Weird xml issue with train_ssd jetson detection trainer

I recently generated a new data set but have a strange issue.

only some, and I don’t know how many yet, xml files throw errors.

The weird thing is all I have to do to fix it is open the xml in notepad++ and save and that is it!

unfortuntely there are 14k files and I have no idea how many I have to do this to, so far I have done 100 lol

But basically I am just running it, waiting for error, open, save, close, run, repeat!

I would love if someone could tell me what the difference is between these two xml files? I could fix this then en mass with a script…

first xml produces the following error:

Traceback (most recent call last):
          File "train_ssd.py", line 368, in <module>
            device=DEVICE, debug_steps=args.debug_steps, epoch=epoch)
          File "train_ssd.py", line 132, in train
            for i, data in enumerate(loader):
          File "C:\Users\muayt\.virtualenvs\jetson_dev-V1CBiXeI\lib\site-packages\torch\utils\data\dataloader.py", line 517, in __next__
            data = self._next_data()
          File "C:\Users\muayt\.virtualenvs\jetson_dev-V1CBiXeI\lib\site-packages\torch\utils\data\dataloader.py", line 557, in _next_data
            data = self._dataset_fetcher.fetch(index)  # may raise StopIteration
          File "C:\Users\muayt\.virtualenvs\jetson_dev-V1CBiXeI\lib\site-packages\torch\utils\data\_utils\fetch.py", line 44, in fetch
            data = [self.dataset[idx] for idx in possibly_batched_index]
          File "C:\Users\muayt\.virtualenvs\jetson_dev-V1CBiXeI\lib\site-packages\torch\utils\data\_utils\fetch.py", line 44, in <listcomp>
            data = [self.dataset[idx] for idx in possibly_batched_index]
          File "C:\Users\muayt\.virtualenvs\jetson_dev-V1CBiXeI\lib\site-packages\torch\utils\data\dataset.py", line 219, in __getitem__
            return self.datasets[dataset_idx][sample_idx]
          File "F:\Work\Highlight\TF\jetson_dev\jetson-inference-master\python\training\detection\vision\datasets\voc_dataset.py", line 58, in __getitem__
            boxes, labels, is_difficult = self._get_annotation(image_id)
          File "F:\Work\Highlight\TF\jetson_dev\jetson-inference- master\python\training\detection\vision\datasets\voc_dataset.py", line 118, in _get_annotation
            class_name = object.find('name').text.strip() #.lower().strip()
        AttributeError: 'NoneType' object has no attribute 'strip'

second xml file loads fine…

file1 (error): https://file.io/FvFbS4CkXtjb
fil 2 (no error): https://file.io/dea0jt3fwCxR

thanks :)

Hi,

The error occurs since object.find('name').text returns None.

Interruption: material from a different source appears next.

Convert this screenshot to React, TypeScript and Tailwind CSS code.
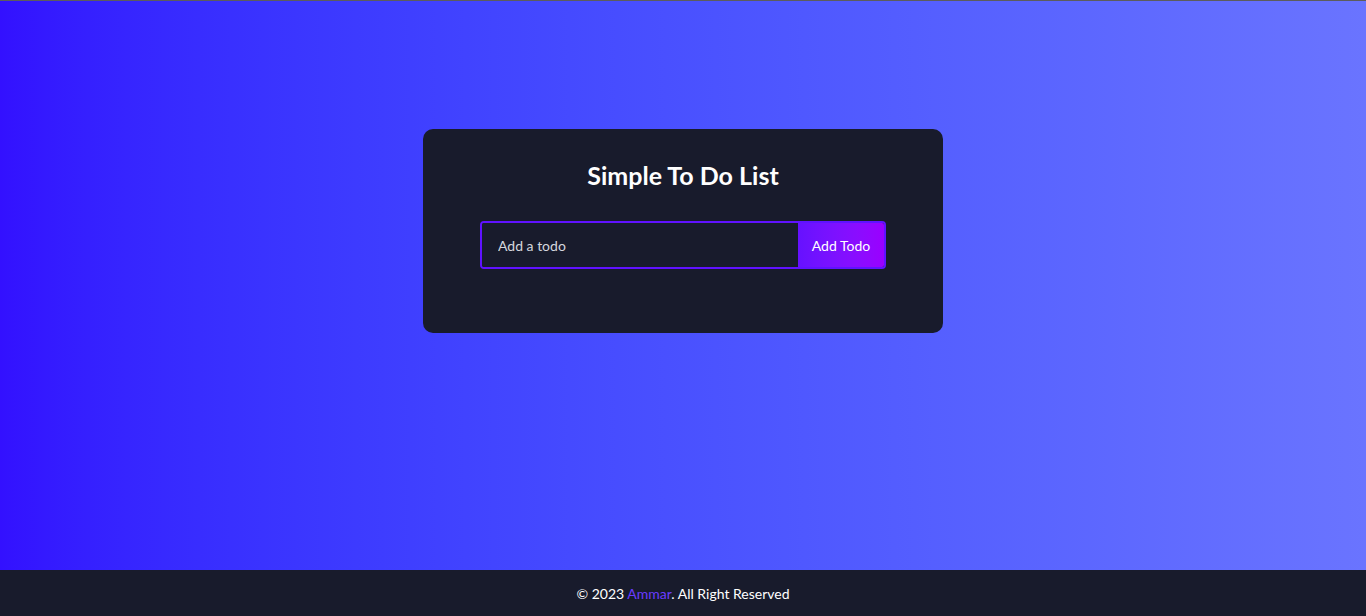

We check the two files you uploaded and doesn’t find any difference.
Based on your explanation, would you mind to check if the file permission changes after modifying with notepad ++?

Thanks.

Also, since you mention notepad++ and since notepad++ is a windows program, it makes me think of the line endings. You can check if the line endings are in Unix format. In notepad++, this is in the Edit->EOL Conversion menu:

  • Windows (CR LF)
  • Unix (LF)
  • Mac (CR)

To script this in Ubuntu, you can install sudo apt-get install dos2unix and use the dos2unix utility.